━━━ Supplied material
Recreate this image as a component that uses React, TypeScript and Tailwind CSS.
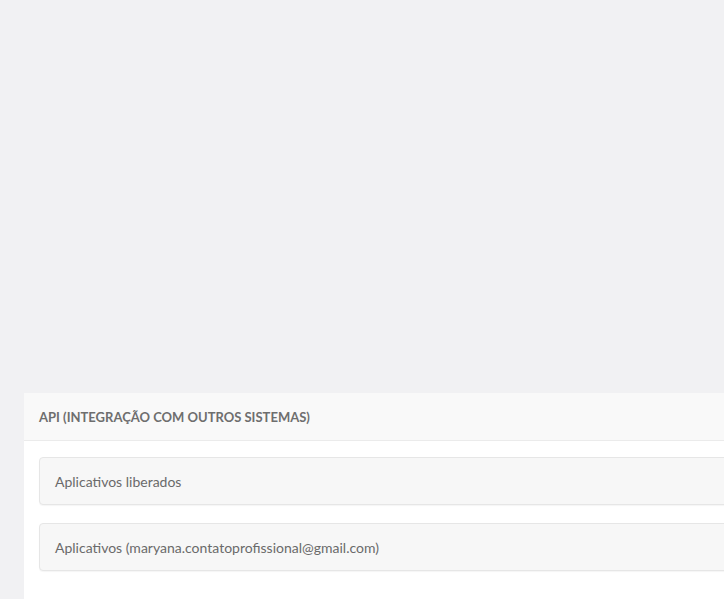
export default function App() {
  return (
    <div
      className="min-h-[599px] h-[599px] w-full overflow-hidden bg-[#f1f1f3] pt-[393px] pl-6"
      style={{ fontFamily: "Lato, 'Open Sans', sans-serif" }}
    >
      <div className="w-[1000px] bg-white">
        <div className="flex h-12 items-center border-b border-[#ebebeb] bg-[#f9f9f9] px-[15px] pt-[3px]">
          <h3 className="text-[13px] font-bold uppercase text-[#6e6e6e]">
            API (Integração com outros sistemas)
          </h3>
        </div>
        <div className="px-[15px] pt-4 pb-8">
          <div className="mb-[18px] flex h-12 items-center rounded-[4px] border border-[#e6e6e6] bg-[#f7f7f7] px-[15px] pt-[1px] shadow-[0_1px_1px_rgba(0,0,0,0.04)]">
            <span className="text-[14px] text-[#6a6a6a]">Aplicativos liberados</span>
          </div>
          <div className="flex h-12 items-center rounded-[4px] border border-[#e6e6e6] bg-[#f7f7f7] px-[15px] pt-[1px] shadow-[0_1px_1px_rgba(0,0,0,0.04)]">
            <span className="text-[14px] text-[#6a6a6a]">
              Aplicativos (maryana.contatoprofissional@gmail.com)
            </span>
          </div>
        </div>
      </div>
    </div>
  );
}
━━━━━━
▶ _To be done_
Repeat the material above in full and exactly, apart from the pictures.

▶ _Completed task_
Recreate this image as a component that uses React, TypeScript and Tailwind CSS.
export default function App() {
  return (
    <div
      className="min-h-[599px] h-[599px] w-full overflow-hidden bg-[#f1f1f3] pt-[393px] pl-6"
      style={{ fontFamily: "Lato, 'Open Sans', sans-serif" }}
    >
      <div className="w-[1000px] bg-white">
        <div className="flex h-12 items-center border-b border-[#ebebeb] bg-[#f9f9f9] px-[15px] pt-[3px]">
          <h3 className="text-[13px] font-bold uppercase text-[#6e6e6e]">
            API (Integração com outros sistemas)
          </h3>
        </div>
        <div className="px-[15px] pt-4 pb-8">
          <div className="mb-[18px] flex h-12 items-center rounded-[4px] border border-[#e6e6e6] bg-[#f7f7f7] px-[15px] pt-[1px] shadow-[0_1px_1px_rgba(0,0,0,0.04)]">
            <span className="text-[14px] text-[#6a6a6a]">Aplicativos liberados</span>
          </div>
          <div className="flex h-12 items-center rounded-[4px] border border-[#e6e6e6] bg-[#f7f7f7] px-[15px] pt-[1px] shadow-[0_1px_1px_rgba(0,0,0,0.04)]">
            <span className="text-[14px] text-[#6a6a6a]">
              Aplicativos (maryana.contatoprofissional@gmail.com)
            </span>
          </div>
        </div>
      </div>
    </div>
  );
}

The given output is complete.